» **Direction**
Transcribe all of the material exactly, except for its pictures.

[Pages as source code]
▽

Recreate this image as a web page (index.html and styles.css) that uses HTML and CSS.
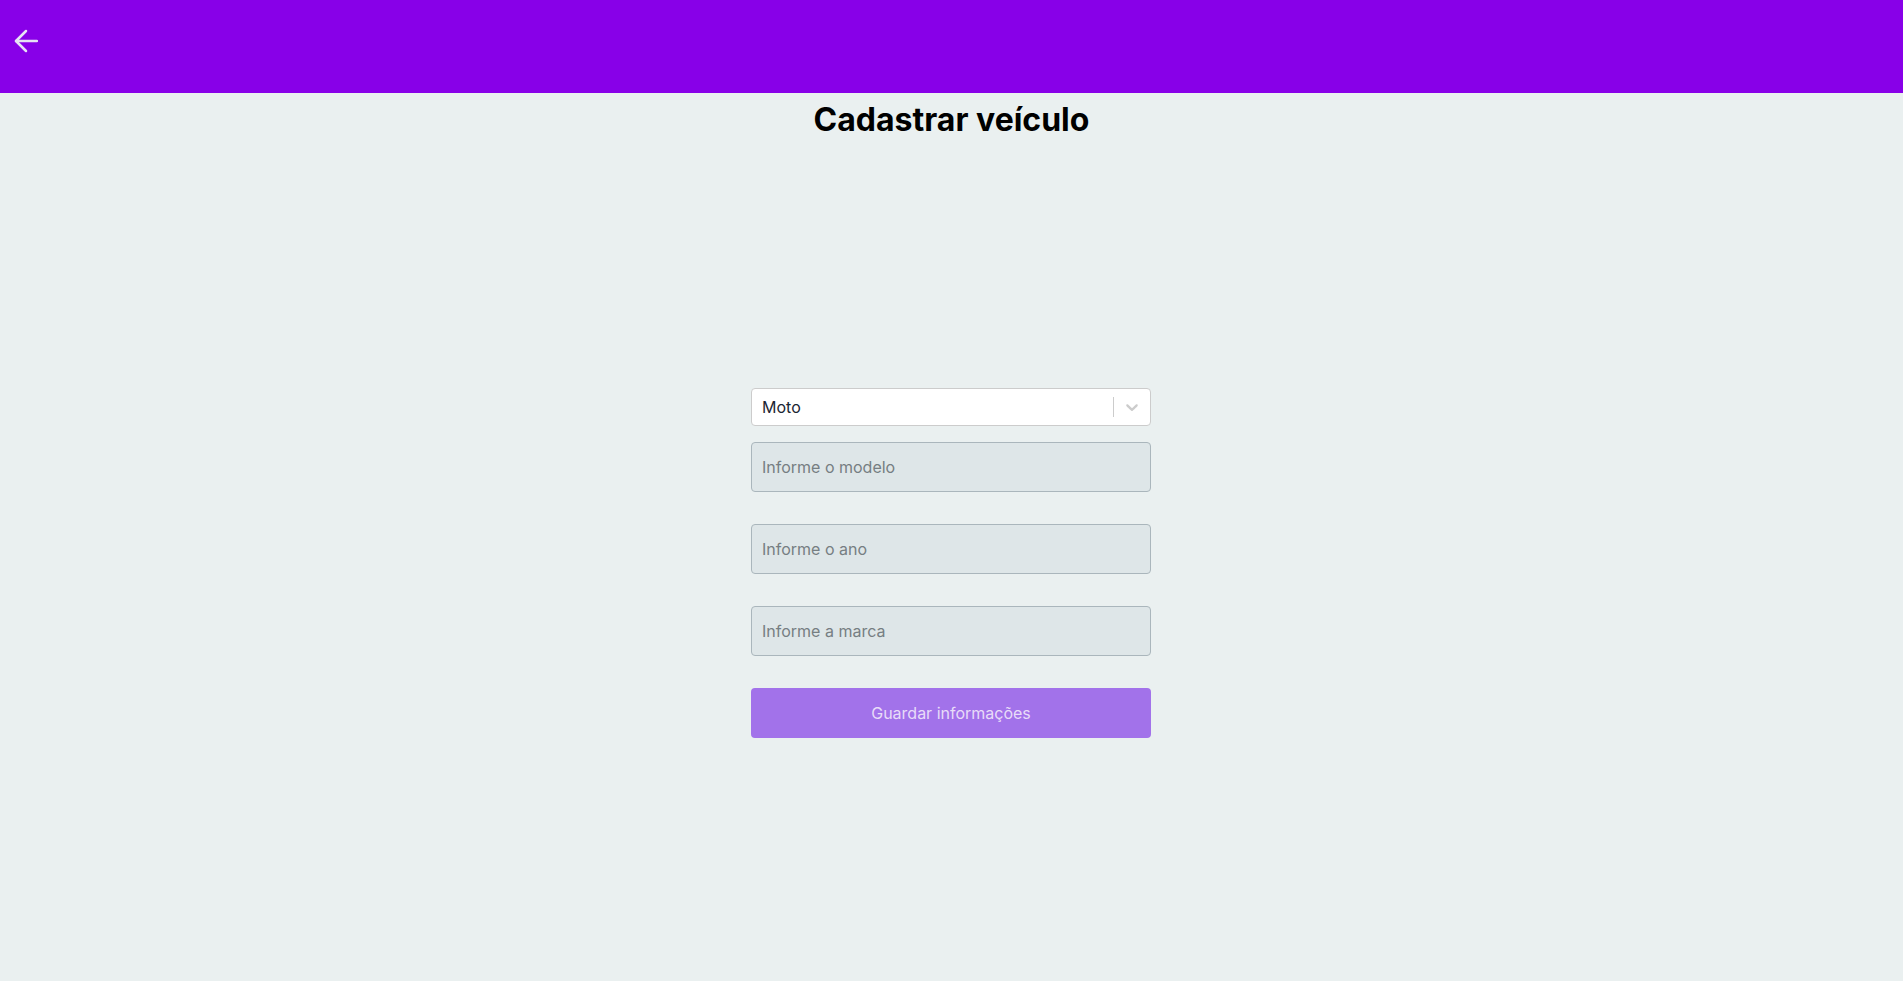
FILE: index.html
```html
<!DOCTYPE html>
<html lang="pt-BR">
<head>
<meta charset="utf-8">
<title>Cadastrar veículo</title>
<link rel="stylesheet" href="styles.css">
</head>
<body>
<header class="topbar">
  <button class="back" aria-label="Voltar">
    <svg width="24" height="24" viewBox="0 0 24 24" fill="none" stroke="currentColor" stroke-width="2.5" stroke-linecap="round" stroke-linejoin="round">
      <line x1="23" y1="12" x2="2" y2="12"/>
      <polyline points="12,2 2,12 12,22"/>
    </svg>
  </button>
</header>
<main class="page">
  <h1 class="title">Cadastrar veículo</h1>
  <form class="form">
    <div class="select">
      <span class="select-value">Moto</span>
      <span class="select-sep"></span>
      <span class="select-chevron">
        <svg width="20" height="20" viewBox="0 0 20 20"><path d="M4.516 7.548c0.436-0.446 1.043-0.481 1.576 0l3.908 3.747 3.908-3.747c0.533-0.481 1.141-0.446 1.574 0 0.436 0.445 0.408 1.197 0 1.615-0.406 0.418-4.695 4.502-4.695 4.502-0.217 0.223-0.502 0.335-0.787 0.335s-0.57-0.112-0.789-0.335c0 0-4.287-4.084-4.695-4.502s-0.436-1.17 0-1.615z" fill="currentColor"/></svg>
      </span>
    </div>
    <input class="field" type="text" placeholder="Informe o modelo">
    <input class="field" type="text" placeholder="Informe o ano">
    <input class="field" type="text" placeholder="Informe a marca">
    <button class="submit" type="button">Guardar informações</button>
  </form>
</main>
</body>
</html>
```
FILE: styles.css
```css
* { box-sizing: border-box; }
html, body {
  margin: 0;
  padding: 0;
  background: #eaf0f0;
  font-family: Inter, "Noto Sans", sans-serif;
  min-height: 100vh;
}
.topbar {
  height: 93px;
  background: #8800e8;
  display: flex;
  align-items: flex-start;
  padding: 29px 0 0 14px;
}
.back {
  background: none;
  border: 0;
  padding: 0;
  color: #e6e2f4;
  display: flex;
  cursor: pointer;
}
.page {
  display: flex;
  flex-direction: column;
  align-items: center;
}
.title {
  margin: 8px 0 0;
  font-size: 32px;
  font-weight: 700;
  color: #000;
  line-height: 1.2;
}
.form {
  width: 400px;
  margin: 249px 1px 0 0;
  display: flex;
  flex-direction: column;
}
.select {
  height: 38px;
  background: #fff;
  border: 1px solid #cccccc;
  border-radius: 4px;
  display: flex;
  align-items: center;
  padding-left: 10px;
  margin-bottom: 16px;
}
.select-value {
  flex: 1;
  font-size: 16px;
  color: #1b2533;
}
.select-sep {
  width: 1px;
  height: 20px;
  background: #cccccc;
}
.select-chevron {
  width: 36px;
  display: flex;
  justify-content: center;
  color: #cccccc;
}
.field {
  height: 50px;
  background: #dee6e8;
  border: 1px solid #aab6bc;
  border-radius: 4px;
  padding: 0 10px;
  font-family: inherit;
  font-size: 16px;
  color: #222;
  margin-bottom: 32px;
  outline: none;
}
.field::placeholder { color: #767e82; }
.submit {
  height: 50px;
  background: #a272ea;
  border: 0;
  border-radius: 4px;
  color: #e8dcf8;
  font-family: inherit;
  font-size: 16px;
  cursor: pointer;
}
```
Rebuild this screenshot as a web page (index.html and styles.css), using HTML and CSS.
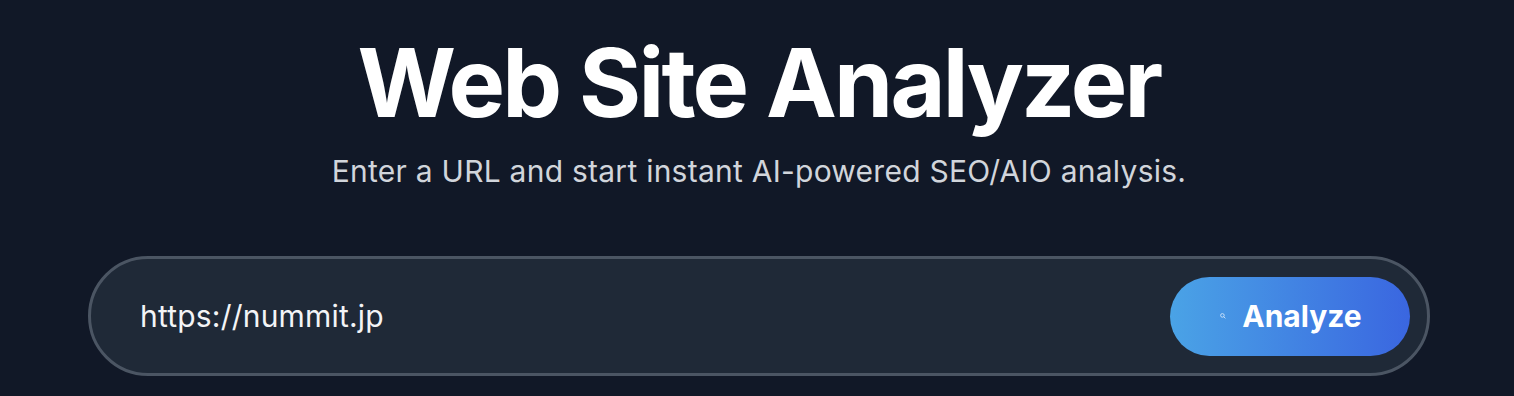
FILE: index.html
```html
<!DOCTYPE html>
<html lang="en">
<head>
    <meta charset="UTF-8">
    <meta name="viewport" content="width=device-width, initial-scale=1.0">
    <title>Web Site Analyzer</title>
    <link rel="stylesheet" href="styles.css">
</head>
<body>

<div class="container">
    <h1 class="title">Web Site Analyzer</h1>
    <p class="subtitle">Enter a URL and start instant AI-powered SEO/AIO analysis.</p>

    <!-- URL form -->
    <form class="search-box" onsubmit="return false;">
        <input type="text" class="url-input" value="https://nummit.jp">
        <button type="submit" class="analyze-btn">
            <svg class="btn-icon" viewBox="0 0 10 10" width="6" height="6">
                <circle cx="4" cy="4" r="3" fill="none" stroke="#cfe4fb" stroke-width="1.5"/>
                <line x1="6.2" y1="6.2" x2="9" y2="9" stroke="#cfe4fb" stroke-width="1.5"/>
            </svg>
            <span>Analyze</span>
        </button>
    </form>
</div>

</body>
</html>
```

FILE: styles.css
```css
html, body {
    margin: 0;
    padding: 0;
    background-color: #111827;
}
body {
    font-family: Inter, "Noto Sans", sans-serif;
    color: #fff;
}
.container {
    padding: 35px 84px 0 88px;
    text-align: center;
}
.title {
    margin: 0;
    font-size: 95px;
    line-height: 1;
    font-weight: 700;
    letter-spacing: -2.8px;
    color: #fff;
}
.subtitle {
    margin: 23px 0 0;
    font-size: 30px;
    line-height: 36px;
    letter-spacing: 0.25px;
    color: #d1d5db;
}
.search-box {
    margin-top: 67px;
    display: flex;
    align-items: center;
    height: 120px;
    box-sizing: border-box;
    padding: 0 17px 0 49px;
    background-color: #1f2937;
    border: 3px solid #4b5563;
    border-radius: 9999px;
}
.url-input {
    flex: 1;
    min-width: 0;
    background: transparent;
    border: none;
    outline: none;
    font-family: inherit;
    font-size: 30px;
    letter-spacing: 0.2px;
    color: #f3f4f6;
    padding: 0;
}
.analyze-btn {
    display: flex;
    align-items: center;
    justify-content: center;
    gap: 16px;
    width: 240px;
    height: 79px;
    border: none;
    border-radius: 9999px;
    background: linear-gradient(90deg, #4aa3e6, #3a66e0);
    color: #fff;
    font-family: inherit;
    font-size: 30px;
    font-weight: 700;
    cursor: pointer;
    padding: 0 0 0 2px;
}
.btn-icon {
    width: 6px;
    height: 6px;
}
```
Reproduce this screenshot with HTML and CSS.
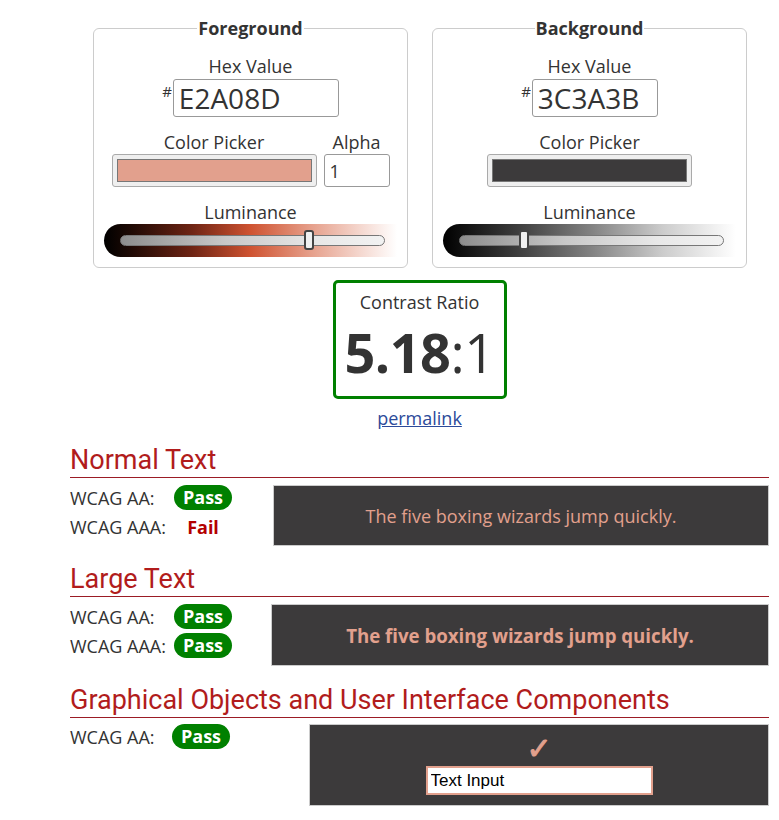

△

» **Answer to this task**
Recreate this image as a web page (index.html and styles.css) that uses HTML and CSS.
FILE: index.html
```html
<!DOCTYPE html>
<html lang="pt-BR">
<head>
<meta charset="utf-8">
<title>Cadastrar veículo</title>
<link rel="stylesheet" href="styles.css">
</head>
<body>
<header class="topbar">
  <button class="back" aria-label="Voltar">
    <svg width="24" height="24" viewBox="0 0 24 24" fill="none" stroke="currentColor" stroke-width="2.5" stroke-linecap="round" stroke-linejoin="round">
      <line x1="23" y1="12" x2="2" y2="12"/>
      <polyline points="12,2 2,12 12,22"/>
    </svg>
  </button>
</header>
<main class="page">
  <h1 class="title">Cadastrar veículo</h1>
  <form class="form">
    <div class="select">
      <span class="select-value">Moto</span>
      <span class="select-sep"></span>
      <span class="select-chevron">
        <svg width="20" height="20" viewBox="0 0 20 20"><path d="M4.516 7.548c0.436-0.446 1.043-0.481 1.576 0l3.908 3.747 3.908-3.747c0.533-0.481 1.141-0.446 1.574 0 0.436 0.445 0.408 1.197 0 1.615-0.406 0.418-4.695 4.502-4.695 4.502-0.217 0.223-0.502 0.335-0.787 0.335s-0.57-0.112-0.789-0.335c0 0-4.287-4.084-4.695-4.502s-0.436-1.17 0-1.615z" fill="currentColor"/></svg>
      </span>
    </div>
    <input class="field" type="text" placeholder="Informe o modelo">
    <input class="field" type="text" placeholder="Informe o ano">
    <input class="field" type="text" placeholder="Informe a marca">
    <button class="submit" type="button">Guardar informações</button>
  </form>
</main>
</body>
</html>
```
FILE: styles.css
```css
* { box-sizing: border-box; }
html, body {
  margin: 0;
  padding: 0;
  background: #eaf0f0;
  font-family: Inter, "Noto Sans", sans-serif;
  min-height: 100vh;
}
.topbar {
  height: 93px;
  background: #8800e8;
  display: flex;
  align-items: flex-start;
  padding: 29px 0 0 14px;
}
.back {
  background: none;
  border: 0;
  padding: 0;
  color: #e6e2f4;
  display: flex;
  cursor: pointer;
}
.page {
  display: flex;
  flex-direction: column;
  align-items: center;
}
.title {
  margin: 8px 0 0;
  font-size: 32px;
  font-weight: 700;
  color: #000;
  line-height: 1.2;
}
.form {
  width: 400px;
  margin: 249px 1px 0 0;
  display: flex;
  flex-direction: column;
}
.select {
  height: 38px;
  background: #fff;
  border: 1px solid #cccccc;
  border-radius: 4px;
  display: flex;
  align-items: center;
  padding-left: 10px;
  margin-bottom: 16px;
}
.select-value {
  flex: 1;
  font-size: 16px;
  color: #1b2533;
}
.select-sep {
  width: 1px;
  height: 20px;
  background: #cccccc;
}
.select-chevron {
  width: 36px;
  display: flex;
  justify-content: center;
  color: #cccccc;
}
.field {
  height: 50px;
  background: #dee6e8;
  border: 1px solid #aab6bc;
  border-radius: 4px;
  padding: 0 10px;
  font-family: inherit;
  font-size: 16px;
  color: #222;
  margin-bottom: 32px;
  outline: none;
}
.field::placeholder { color: #767e82; }
.submit {
  height: 50px;
  background: #a272ea;
  border: 0;
  border-radius: 4px;
  color: #e8dcf8;
  font-family: inherit;
  font-size: 16px;
  cursor: pointer;
}
```
Rebuild this screenshot as a web page (index.html and styles.css), using HTML and CSS.
FILE: index.html
```html
<!DOCTYPE html>
<html lang="en">
<head>
    <meta charset="UTF-8">
    <meta name="viewport" content="width=device-width, initial-scale=1.0">
    <title>Web Site Analyzer</title>
    <link rel="stylesheet" href="styles.css">
</head>
<body>

<div class="container">
    <h1 class="title">Web Site Analyzer</h1>
    <p class="subtitle">Enter a URL and start instant AI-powered SEO/AIO analysis.</p>

    <!-- URL form -->
    <form class="search-box" onsubmit="return false;">
        <input type="text" class="url-input" value="https://nummit.jp">
        <button type="submit" class="analyze-btn">
            <svg class="btn-icon" viewBox="0 0 10 10" width="6" height="6">
                <circle cx="4" cy="4" r="3" fill="none" stroke="#cfe4fb" stroke-width="1.5"/>
                <line x1="6.2" y1="6.2" x2="9" y2="9" stroke="#cfe4fb" stroke-width="1.5"/>
            </svg>
            <span>Analyze</span>
        </button>
    </form>
</div>

</body>
</html>
```

FILE: styles.css
```css
html, body {
    margin: 0;
    padding: 0;
    background-color: #111827;
}
body {
    font-family: Inter, "Noto Sans", sans-serif;
    color: #fff;
}
.container {
    padding: 35px 84px 0 88px;
    text-align: center;
}
.title {
    margin: 0;
    font-size: 95px;
    line-height: 1;
    font-weight: 700;
    letter-spacing: -2.8px;
    color: #fff;
}
.subtitle {
    margin: 23px 0 0;
    font-size: 30px;
    line-height: 36px;
    letter-spacing: 0.25px;
    color: #d1d5db;
}
.search-box {
    margin-top: 67px;
    display: flex;
    align-items: center;
    height: 120px;
    box-sizing: border-box;
    padding: 0 17px 0 49px;
    background-color: #1f2937;
    border: 3px solid #4b5563;
    border-radius: 9999px;
}
.url-input {
    flex: 1;
    min-width: 0;
    background: transparent;
    border: none;
    outline: none;
    font-family: inherit;
    font-size: 30px;
    letter-spacing: 0.2px;
    color: #f3f4f6;
    padding: 0;
}
.analyze-btn {
    display: flex;
    align-items: center;
    justify-content: center;
    gap: 16px;
    width: 240px;
    height: 79px;
    border: none;
    border-radius: 9999px;
    background: linear-gradient(90deg, #4aa3e6, #3a66e0);
    color: #fff;
    font-family: inherit;
    font-size: 30px;
    font-weight: 700;
    cursor: pointer;
    padding: 0 0 0 2px;
}
.btn-icon {
    width: 6px;
    height: 6px;
}
```
Reproduce this screenshot with HTML and CSS.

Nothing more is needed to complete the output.